Change in Use Rules – Principal Residence and Rental Properties
When you change the use of an asset from income producing to personal use, or vice versa, there is a deemed disposition on the date that the change of use occurred. This will result in a capital gain or loss on the property realized from the date of purchase until the date of the deemed disposition.
This deemed disposition applies if you choose to convert a property from your principal residence to a rental property, or vice versa.
When converting from a principal residence to a rental property, the deemed disposition may not have an effect on your tax situation if you are able to claim the principal residence exemption. However, when converting a rental property to a principal residence, the capital gain could result in significant taxes owing with no funds generated to pay those taxes.

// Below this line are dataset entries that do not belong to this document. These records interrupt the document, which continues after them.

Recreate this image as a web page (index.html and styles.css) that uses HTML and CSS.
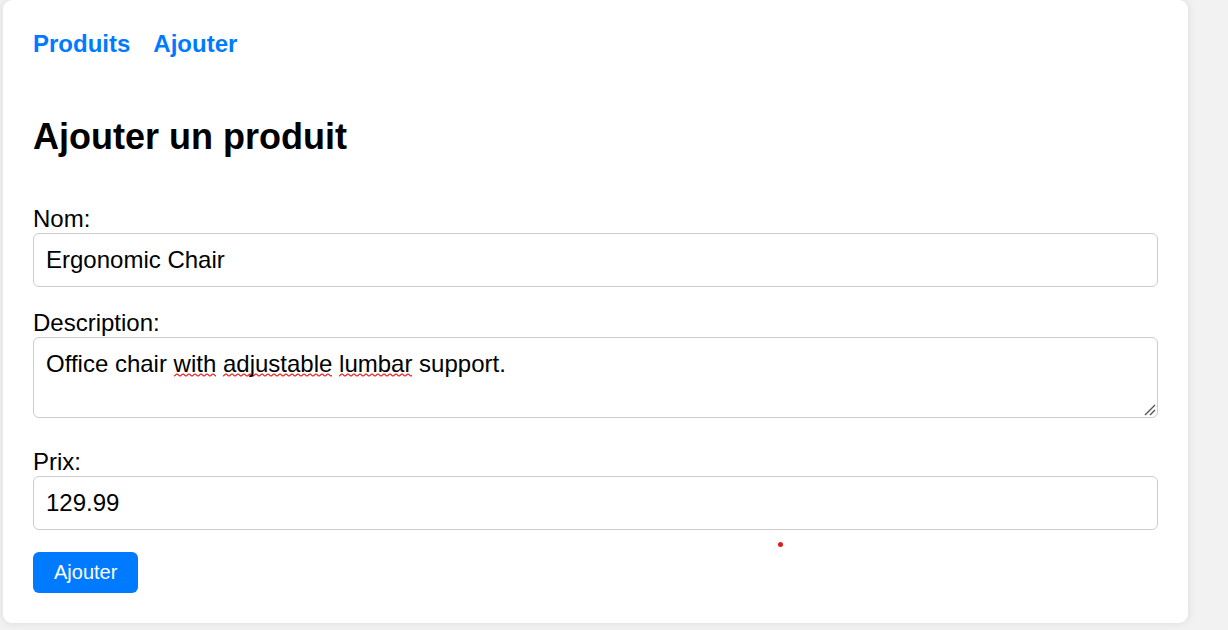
FILE: index.html
```html
<!DOCTYPE html>
<html lang="fr">
<head>
<meta charset="utf-8">
<title>Ajouter un produit</title>
<link rel="stylesheet" href="styles.css">
</head>
<body>
<div class="card">
  <nav class="nav">
    <a href="#" class="nav-link">Produits</a>
    <a href="#" class="nav-link">Ajouter</a>
  </nav>
  <h2 class="title">Ajouter un produit</h2>
  <form class="form">
    <div class="group">
      <label class="label" for="nom">Nom:</label>
      <input class="field" id="nom" type="text" value="Ergonomic Chair">
    </div>
    <div class="group group-area">
      <label class="label">Description:</label>
      <div class="field area" role="textbox" contenteditable="true">Office chair <span class="typo">with</span> <span class="typo">adjustable</span> <span class="typo">lumbar</span> support.</div>
      <svg class="grip" width="12" height="12" viewBox="0 0 12 12"><path d="M1 11 L11 1 M6 11 L11 6" stroke="#555" stroke-width="1.4" fill="none"/></svg>
    </div>
    <div class="group">
      <label class="label" for="prix">Prix:</label>
      <input class="field" id="prix" type="text" value="129.99">
    </div>
    <button type="button" class="btn">Ajouter</button>
  </form>
  <span class="dot"></span>
</div>
</body>
</html>
```
FILE: styles.css
```css
html, body {
  margin: 0;
  padding: 0;
}
body {
  background: #f2f2f2;
  font-family: "Liberation Sans", Arial, sans-serif;
  color: #000;
  height: 630px;
  overflow: hidden;
}
.card {
  position: relative;
  box-sizing: border-box;
  width: 1185px;
  margin-left: 3px;
  padding: 30px;
  background: #fff;
  border-radius: 9px;
  box-shadow: 0 0 10px rgba(0, 0, 0, 0.1);
}
.nav {
  display: flex;
  gap: 23px;
  margin-bottom: 58px;
}
.nav-link {
  color: #007bff;
  font-weight: bold;
  font-size: 24px;
  text-decoration: none;
}
.title {
  margin: 0 0 47px;
  font-size: 36px;
  font-weight: bold;
}
.form {
  display: flex;
  flex-direction: column;
}
.group {
  position: relative;
  margin-bottom: 22px;
}
.group-area {
  margin-bottom: 30px;
}
.label {
  display: block;
  font-size: 24px;
}
.field {
  display: block;
  box-sizing: border-box;
  width: 100%;
  height: 54px;
  padding: 0 12px;
  border: 1px solid #ccc;
  border-radius: 6px;
  font-family: "Liberation Sans", Arial, sans-serif;
  font-size: 24px;
  color: #000;
  background: #fff;
  outline: none;
}
.area {
  height: 81px;
  padding: 12px;
  line-height: 27.6px;
}
.typo {
  background-image: url("data:image/svg+xml,%3Csvg xmlns='http://www.w3.org/2000/svg' width='6' height='4'%3E%3Cpath d='M0 3 C1.5 3 1.5 1 3 1 C4.5 1 4.5 3 6 3' stroke='%23e00' stroke-width='1.1' fill='none'/%3E%3C/svg%3E");
  background-repeat: repeat-x;
  background-position: left bottom;
  background-size: 6px 4px;
}
.grip {
  position: absolute;
  right: 2px;
  bottom: 2px;
}
.btn {
  align-self: flex-start;
  box-sizing: border-box;
  height: 41px;
  padding: 0 21px;
  border: none;
  border-radius: 6px;
  background: #007bff;
  color: #fff;
  font-family: "Liberation Sans", Arial, sans-serif;
  font-size: 20px;
}
.dot {
  position: absolute;
  left: 775px;
  top: 542px;
  width: 5px;
  height: 5px;
  border-radius: 50%;
  background: #e41b1b;
}
```
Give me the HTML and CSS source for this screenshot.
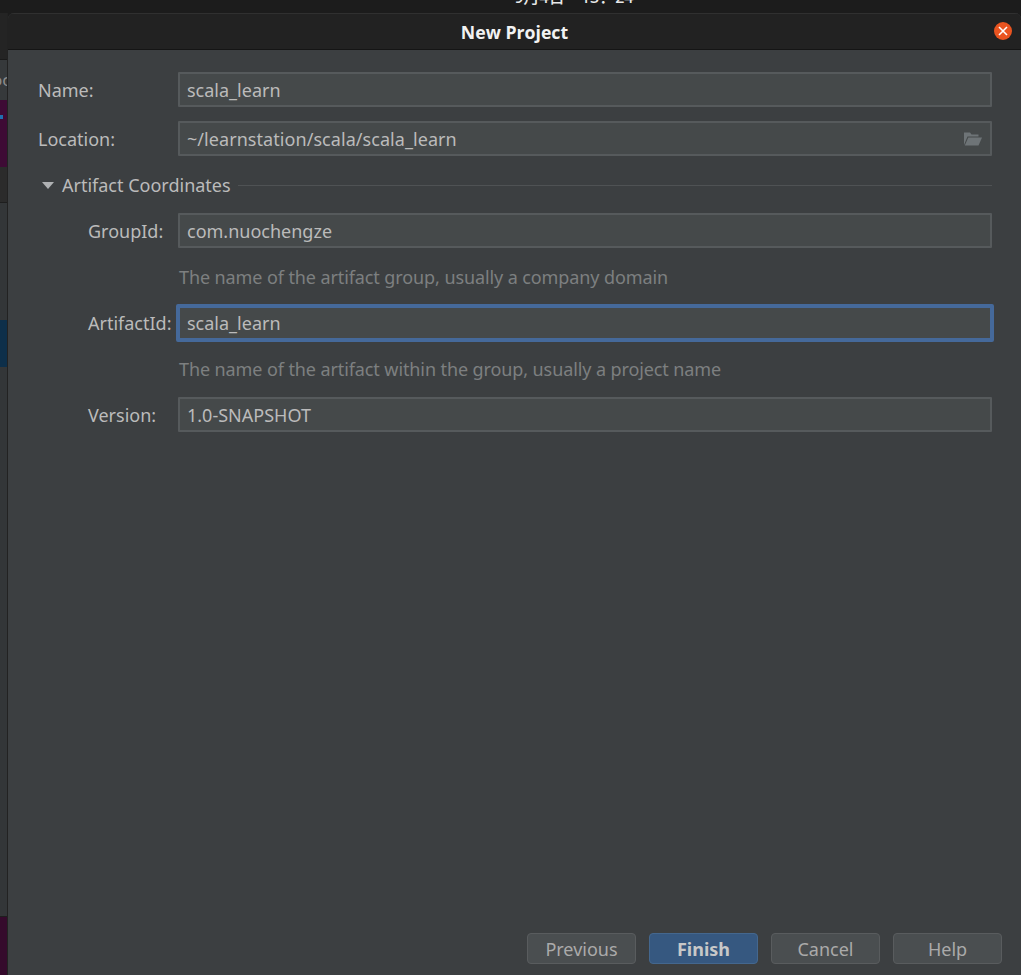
FILE: index.html
```html
<!DOCTYPE html>
<html lang="en">
<head>
    <meta charset="UTF-8">
    <meta name="viewport" content="width=device-width, initial-scale=1.0">
    <title>New Project</title>
    <link rel="stylesheet" href="styles.css">
</head>
<body>
    <div class="topbar"><span class="clock">9月4日 13：24</span></div>

    <div class="desktop">
        <!-- Bits of the IDE window showing behind the dialog -->
        <div class="behind">
            <div class="behind-top"></div>
            <div class="behind-tab"><span class="behind-text">oc</span></div>
            <div class="behind-purple"><span class="behind-dot"></span></div>
            <div class="behind-dark"></div>
            <div class="behind-gray"></div>
            <div class="behind-blue"></div>
            <div class="behind-panel"></div>
            <div class="behind-bottom"></div>
        </div>

        <div class="dialog">
            <div class="titlebar">
                <span class="title">New Project</span>
                <span class="close">
                    <svg width="10" height="10" viewBox="0 0 10 10"><path d="M1 1L9 9M9 1L1 9" stroke="#fff" stroke-width="1.6"/></svg>
                </span>
            </div>

            <div class="content">
                <div class="form">
                    <div class="row">
                        <label class="label">Name:</label>
                        <div class="field">scala_learn</div>
                    </div>
                    <div class="row">
                        <label class="label">Location:</label>
                        <div class="field field-browse">
                            <span>~/learnstation/scala/scala_learn</span>
                            <svg class="folder" width="20" height="16" viewBox="0 0 20 16">
                                <path d="M1 14V1.500h6l1.500 2h7v2H4.500L1 14z" fill="#6e7477"/>
                                <path d="M5.300 6.500H19L15.500 14.500H1.800z" fill="#6e7477"/>
                            </svg>
                        </div>
                    </div>

                    <div class="section-head">
                        <span class="arrow"></span>
                        <span class="section-title">Artifact Coordinates</span>
                        <span class="section-line"></span>
                    </div>

                    <div class="row sub">
                        <label class="label">GroupId:</label>
                        <div class="field">com.nuochengze</div>
                    </div>
                    <div class="hint">The name of the artifact group, usually a company domain</div>
                    <div class="row sub">
                        <label class="label">ArtifactId:</label>
                        <div class="field focused">scala_learn</div>
                    </div>
                    <div class="hint">The name of the artifact within the group, usually a project name</div>
                    <div class="row sub">
                        <label class="label">Version:</label>
                        <div class="field">1.0-SNAPSHOT</div>
                    </div>
                </div>

                <div class="buttons">
                    <button class="btn">Previous</button>
                    <button class="btn btn-primary">Finish</button>
                    <button class="btn">Cancel</button>
                    <button class="btn">Help</button>
                </div>
            </div>
        </div>
    </div>
</body>
</html>
```
FILE: styles.css
```css
* {
    margin: 0;
    padding: 0;
    box-sizing: border-box;
    font-family: "Noto Sans", "Noto Sans CJK SC", sans-serif;
}

html, body {
    width: 1021px;
    height: 975px;
    overflow: hidden;
}

body {
    background: #1c1c1c;
    color: #bbbbbb;
    font-size: 18px;
    display: flex;
    flex-direction: column;
}

.topbar {
    height: 13px;
    background: #1c1c1c;
    overflow: hidden;
    display: flex;
    justify-content: center;
    padding-left: 127px;
}

.clock {
    color: #e8e8e8;
    font-size: 16px;
    line-height: 16px;
    margin-top: -11px;
    font-weight: 500;
    word-spacing: 12px;
}

.desktop {
    flex: 1;
    display: flex;
    min-height: 0;
}

/* Left strip of the window behind */
.behind {
    width: 8px;
    display: flex;
    flex-direction: column;
    flex-shrink: 0;
    overflow: hidden;
    border-right: 1px solid #222222;
}

.behind-top {
    height: 47px;
    background: #242424;
    border-bottom: 1px solid #1a1a1a;
}

.behind-tab {
    height: 40px;
    background: #36393b;
    overflow: hidden;
}

.behind-text {
    display: block;
    margin-left: -8px;
    color: #8c8c8c;
    font-size: 17px;
    line-height: 40px;
}

.behind-purple {
    height: 67px;
    background: #3e0b35;
    position: relative;
}

.behind-dot {
    position: absolute;
    left: 0;
    top: 15px;
    width: 3px;
    height: 4px;
    background: #1f6fb0;
}

.behind-dark {
    height: 36px;
    background: #2b2b2b;
    border-bottom: 1px solid #1e1e1e;
}

.behind-gray {
    height: 117px;
    background: #333638;
}

.behind-blue {
    height: 47px;
    background: #0d2f4a;
}

.behind-panel {
    flex: 1;
    background: #333638;
    border-bottom: 1px solid #1e1e1e;
}

.behind-bottom {
    height: 58px;
    background: #350a2c;
}

.dialog {
    flex: 1;
    display: flex;
    flex-direction: column;
    min-width: 0;
    background: #3c3f41;
    border-top-left-radius: 6px;
    border-top-right-radius: 6px;
    overflow: hidden;
}

.titlebar {
    height: 37px;
    flex-shrink: 0;
    background: #222222;
    border-top: 1px solid #303030;
    border-bottom: 1px solid #151515;
    display: flex;
    align-items: center;
    justify-content: center;
    position: relative;
}

.title {
    color: #f2f2f2;
    font-size: 17.7px;
    font-weight: 700;
    font-family: "Open Sans", "Noto Sans", sans-serif;
}

.close {
    position: absolute;
    right: 9px;
    top: 8px;
    width: 18px;
    height: 18px;
    border-radius: 50%;
    background: #e95420;
    display: flex;
    align-items: center;
    justify-content: center;
}

.content {
    flex: 1;
    display: flex;
    flex-direction: column;
    justify-content: space-between;
    padding: 22px 19px 11px 30px;
    min-height: 0;
}

.form {
    display: flex;
    flex-direction: column;
    padding-right: 10px;
}

.row {
    display: flex;
    align-items: center;
    height: 35px;
    margin-bottom: 14px;
}

.label {
    width: 140px;
    flex-shrink: 0;
    font-size: 18px;
}

.sub {
    padding-left: 50px;
    margin-bottom: 0;
}

.sub .label {
    width: 90px;
}

.field {
    flex: 1;
    height: 35px;
    background: #45494a;
    border: 2px solid #565a5c;
    border-radius: 1px;
    padding: 0 7px;
    line-height: 33px;
    font-size: 18px;
    color: #bbbbbb;
}

.field-browse {
    display: flex;
    justify-content: space-between;
    align-items: flex-start;
    padding-right: 7px;
    letter-spacing: 0.06px;
}

.folder {
    flex-shrink: 0;
    align-self: center;
}

.focused {
    border: 4px solid #45699a;
    height: 38px;
    line-height: 30px;
    padding: 0 7px;
    margin: 0 -2px;
    border-radius: 2px;
}

.section-head {
    display: flex;
    align-items: center;
    height: 24px;
    margin-top: 3px;
    margin-bottom: 16px;
}

.arrow {
    width: 0;
    height: 0;
    margin-left: 4px;
    margin-right: 8px;
    border-left: 6px solid transparent;
    border-right: 6px solid transparent;
    border-top: 7px solid #afb1b3;
}

.section-title {
    font-size: 18px;
    margin-right: 7px;
}

.section-line {
    flex: 1;
    height: 1px;
    background: #4f5254;
}

.hint {
    height: 57px;
    padding-left: 141px;
    line-height: 59px;
    font-size: 18px;
    letter-spacing: -0.1px;
    color: #7d7f80;
}

.buttons {
    display: flex;
    justify-content: flex-end;
    gap: 13px;
}

.btn {
    width: 109px;
    height: 31px;
    padding-top: 2px;
    background: #4a4e50;
    border: 1px solid #595c5e;
    border-radius: 4px;
    color: #aaaaaa;
    font-size: 18px;
    line-height: 27px;
}

.btn-primary {
    background: #365880;
    border-color: #44678e;
    color: #c8c8c8;
    font-weight: 700;
}
```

Luckily, there are elections available under subsections 45(2) and 45(3) of the Income Tax Act that allow a deferral of the capital gain until the year in which the property is actually sold. These elections also allow a four-year extension to the period for which the principal residence exemption can apply to the property.
The election to defer the gain on a rental property converted to a principal residence has to be filed with your income tax return for the year in which the property is ultimately sold. The election cannot be made if any capital cost allowance was claimed in any year against the rental income.
The election to defer the gain on a principal residence converted to a rental property has to be filed with your income tax return for the year in which the change of use occurs. Once the election has been made, no capital cost allowance may be claimed on the property. If a claim for capital cost allowance is made in a future year, the election will be automatically rescinded.
If your return will be electronically filed, you can file the election by writing a letter indicating your intention to use the election and sending it to the Tax Centre that processes your income tax return. This letter should be sent prior to the due date of your income tax return for the year.
Regardless of the above elections that extend the period for the eligibility of the principal residence exemption, remember that only one property can be claimed under the exemption for each taxation year. Therefore, while you may able to claim the principal residence exemption for one of the years that the property was a rental property, you will lose the ability to use the exemption on any other properties for that year. The extension of time to claim the principal residence exemption is exceptionally beneficial if you rented your home, or lived in a retirement or nursing home while the property was rented.